If this is what he believes about the foundations of democracy – that mere money will bribe politicians to stay out of trouble – then there are few moral imperatives that guide his stewardship of the press. It is okay for Fox News in the United States to hire Republican presidential candidates and give them a nationwide forum while – in Fox’s famous slogan – they report, the viewers decide. It is okay for a putatively neutral news organization to virtually dictate who will be in power in the UK.

It was okay for him to make a fire-breathing speech in 1993 to London advertising executives that communications technology would allow dissidents to bypass state controlled media and that satellite broadcasting would make it possible “for information-hungry residents of many closed societies to bypass state-controlled television channels. … The Bosnian Serbs can't hide their atrocities from the probing eyes of BBC, CNN and Sky News cameras … the extraordinary living standards produced by free-enterprise capitalism cannot be kept secret.”

But it also appears to have been okay to cravenly back away from that statement when it appeared that it enraged the Chinese authorities who had direct control over his Star TV footprint in Asia, and to court them in every way possible. He dropped the BBC from programming after he heard that BBC news offended the Chinese government, then tried to claim it was a business decision. A Murdoch subsidiary purchased the rights to a book by Deng Xiaoping’s youngest daughter her father.

None of it worked. The Chinese figured that out.

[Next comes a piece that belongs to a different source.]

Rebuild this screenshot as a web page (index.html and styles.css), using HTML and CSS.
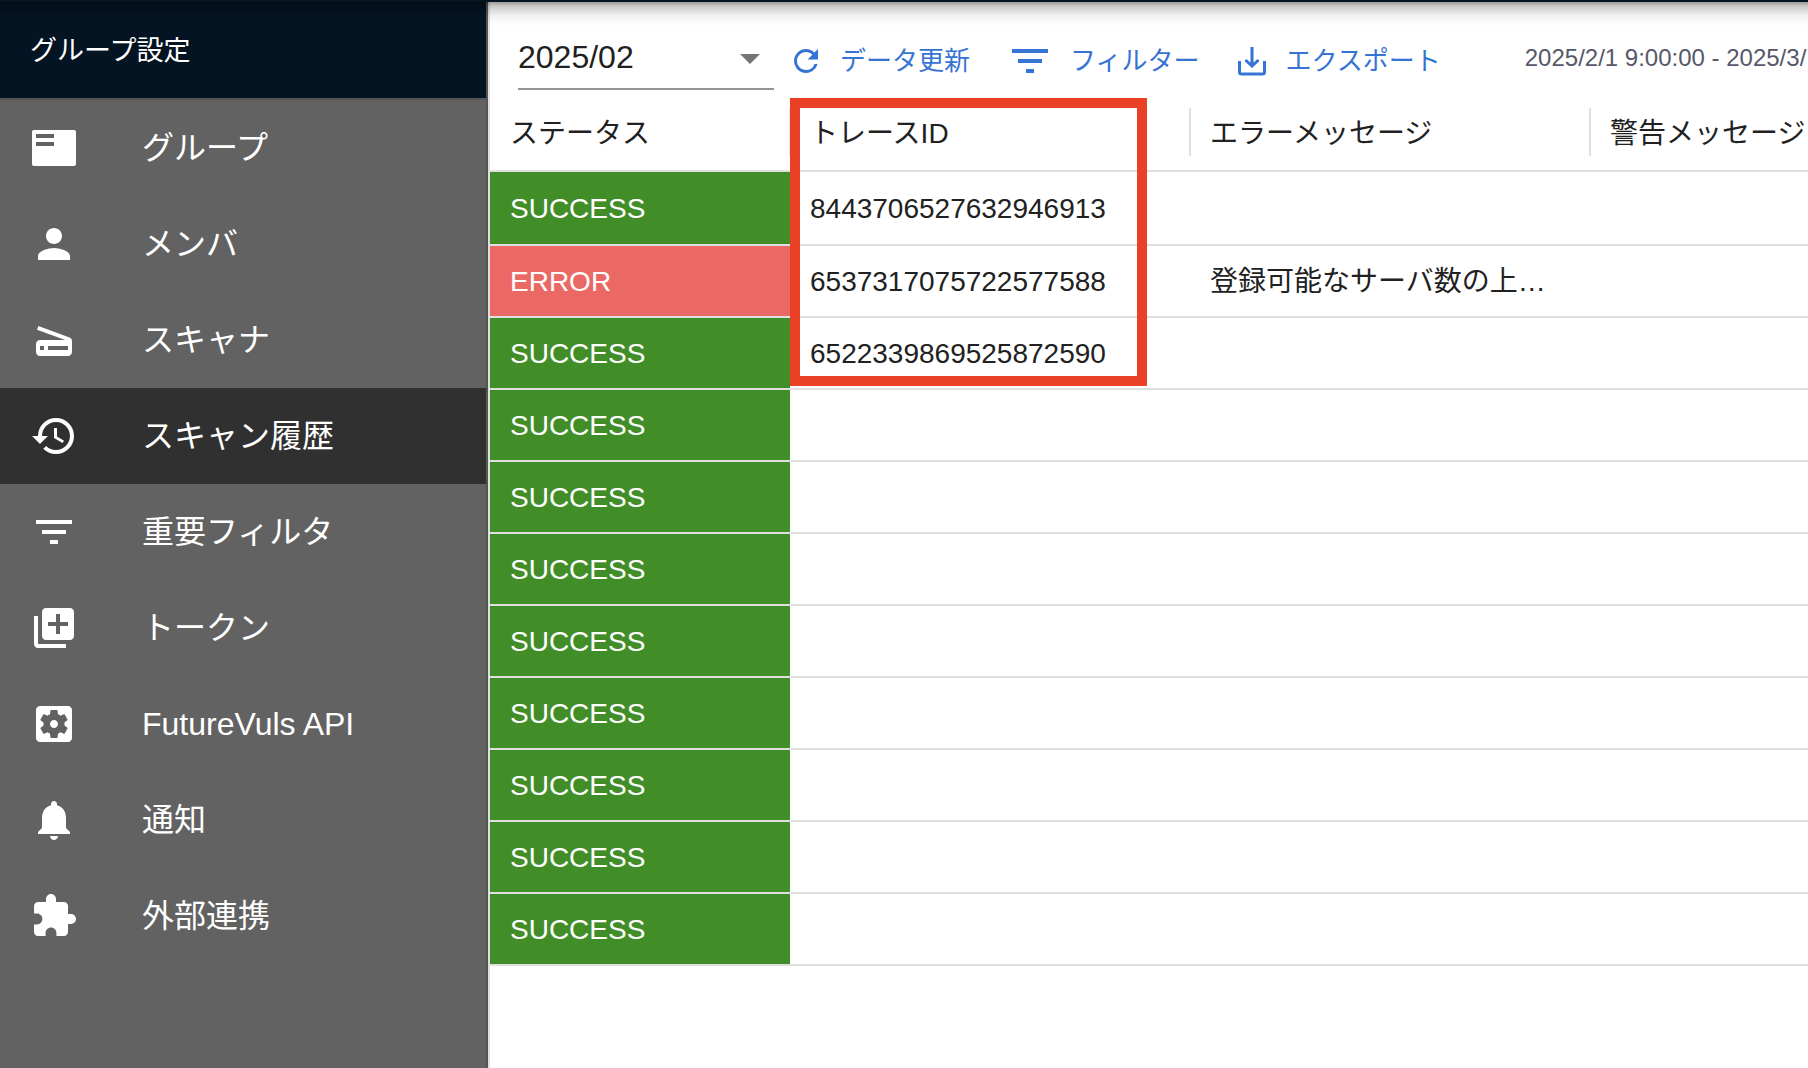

It would be inimical – unthinkable -- for any government to order the divestment of any enterprise having to do with a free press, no matter how odious, and a lot of Murdoch’s various media enterprises are odious in that they have interfered with the free and fair operation of democracy in at least three countries by scandalous and biased reporting designed to further his business interests. But maybe it is time for the heretofore toothless board of directors of News International to take a look at where he has got them. That is what boards of directors are for.